Here's an interesting new player in the TV technology wars ... an Australian company, Arasor International, together with its US partner, Novalux, showed off what they call a laser TV yesterday, the date apparently chosen to boost Arasor's imminent IPO on the Australian stock exchange. Reading between the lines of the article, it appears to be a front-projection system. Arasor claims it will be "half the price, twice as good", and draw a quarter as much power as a plasma or LCD TV, as well as being half the weight and thickness of a plasma screen.

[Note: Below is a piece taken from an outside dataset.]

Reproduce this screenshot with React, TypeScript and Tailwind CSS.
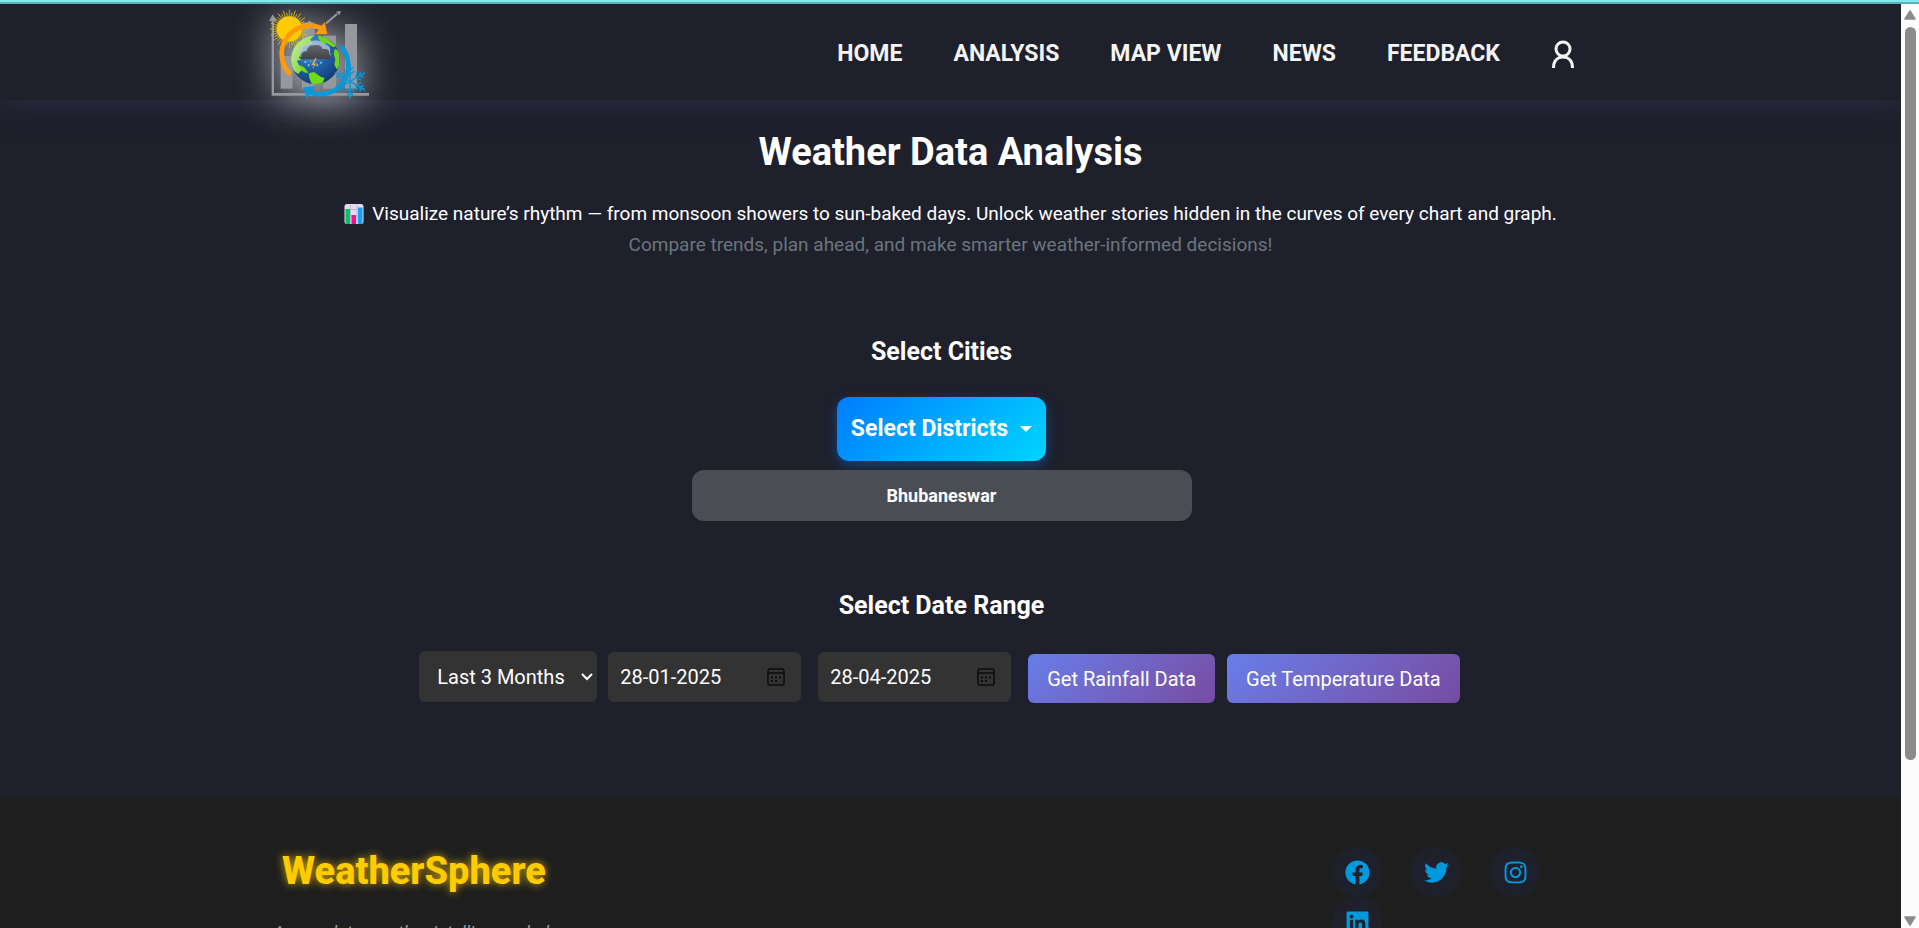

The really interesting claim in this article, from Novalux CEO Jean-Michel Pelaprat, is that while LCD or plasma TVs cover about 30%-35% of the visual gamut of the human eye, the Arasor "laser TV' technology will cover 90% of the human visual gamut, producing "a lifelike image on display". (But only, I find myself thinking in response, if the cameras are similarly upgraded. You can't reproduce color information that isn't present in the signal; all you can do is interpolate and fake it based on your knowledge of the camera's gamut.) Pelaprat asserts that the plasma TV is dead, and predicts that laser TV will come to dominate the market for screens 40" diagonal and larger (Novalux's plans appear to include theater projectors), while the market for screens under 40" will be dominated by LCDs.
We're already entering the age of high-definition TV; if this technology's claims are borne out, it could be the beginning of what we might come to call "high-fidelity TV".